DİYANET İŞLERİ BAŞKANI PROF. DR. MEHMET GÖRMEZ:

''DİN HİZMETLERİ VAKIF DESTEĞİNİ KAYBEDİNCE İSTER İSTEMEZ DEVLETİN HİMAYESİNE MUHTAÇ OLMUŞTUR''

Diyanet İşleri Başkanlığı, Vakıflar Genel Müdürlüğü, Kuveyt Vakıflar Genel Sekreterliği ve İslam Kalkınma Bankası işbirliği ile İstanbul'da düzenlenen ?Vakıfların Fıkhî Sorunları-V'' konulu sempozyumda Diyanet İşleri Başkanı Prof. Dr. Mehmet Görmez; İslam medeniyetinin varlık, insana bakış, hayır ve erdem ile sevgi ve rahmet anlayışının bir tezahürü olarak ortaya çıkan vakıf müessesesinin İslam dininin insanlığın önerdiği bütün erdemlerin müesseseleşmiş hali olduğunu kaydetti.

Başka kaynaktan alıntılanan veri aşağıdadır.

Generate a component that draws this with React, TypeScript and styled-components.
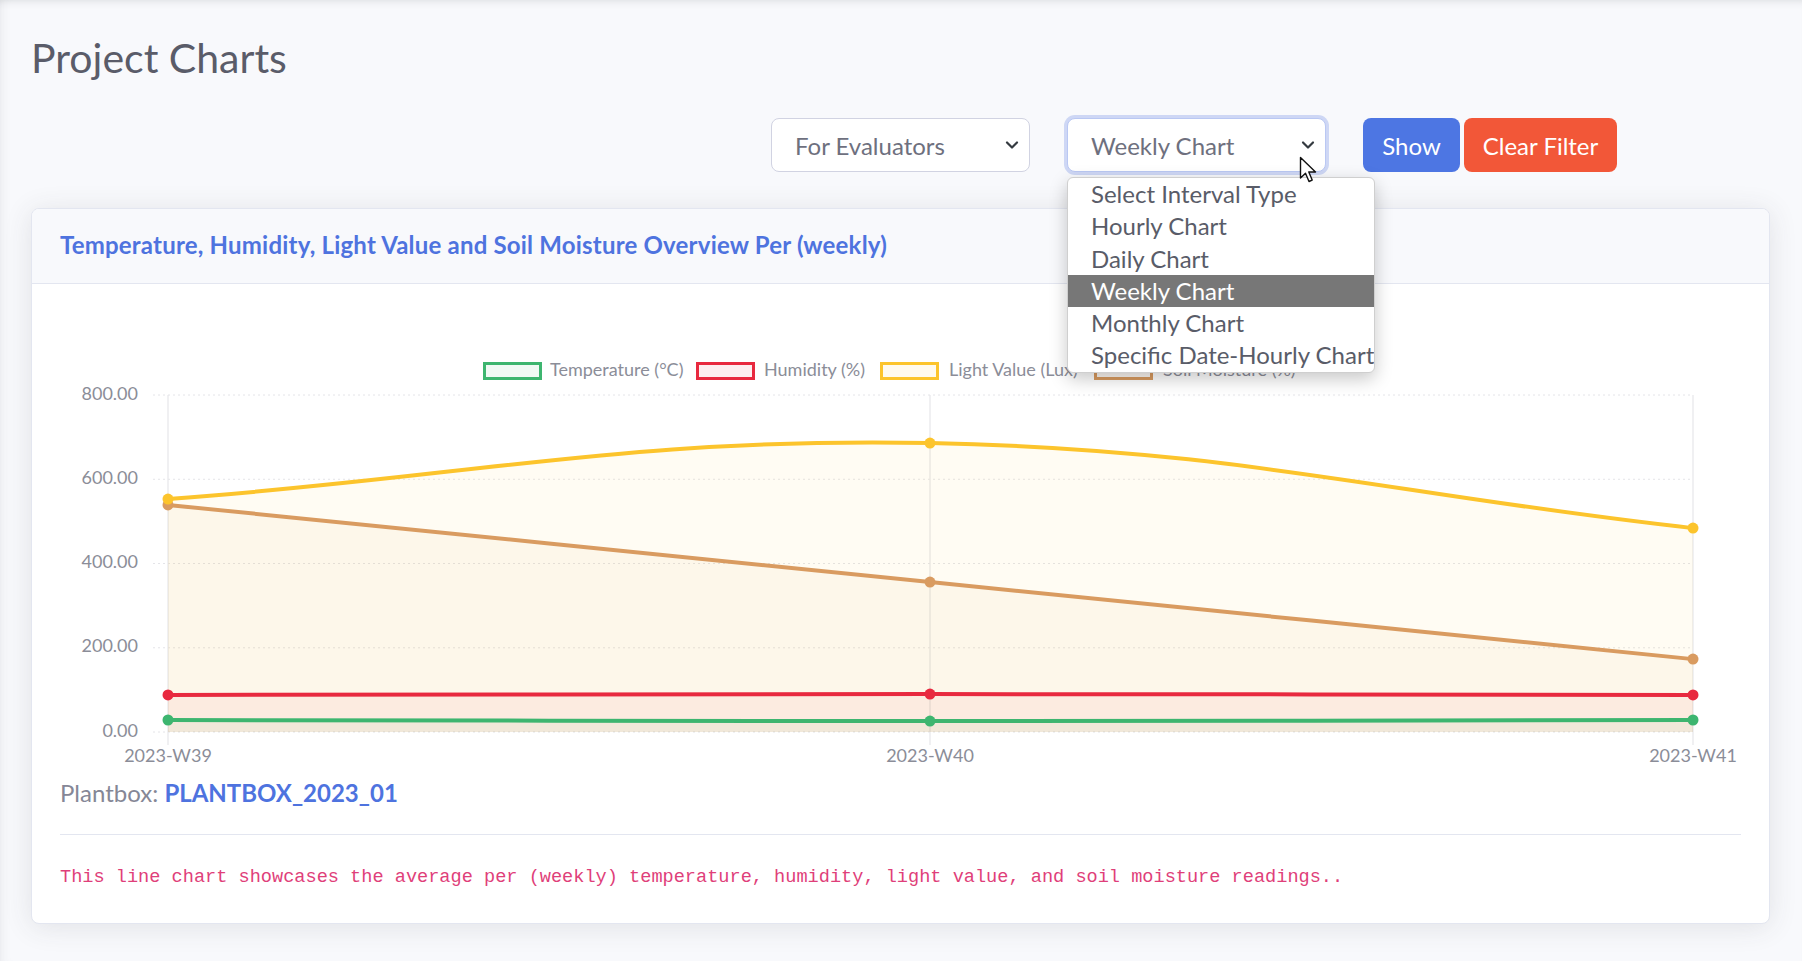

Vakıfların kaynağını doğrudan Kur'an-ı Kerim'den aldığını belirten Başkan Görmez, vakıfların aynı zamanda insanoğluna ebedileşmeyi öğrettiğini ifade etti. Osmanlı döneminde çok sayıda vakıf kurulduğunu anlatan Başkan Görmez, 18. yüzyıl başlarında Osmanlı vakıf gelirlerinin bilimsel bir araştırmaya göre bütçenin yarısı kadar olduğunu bildirdi.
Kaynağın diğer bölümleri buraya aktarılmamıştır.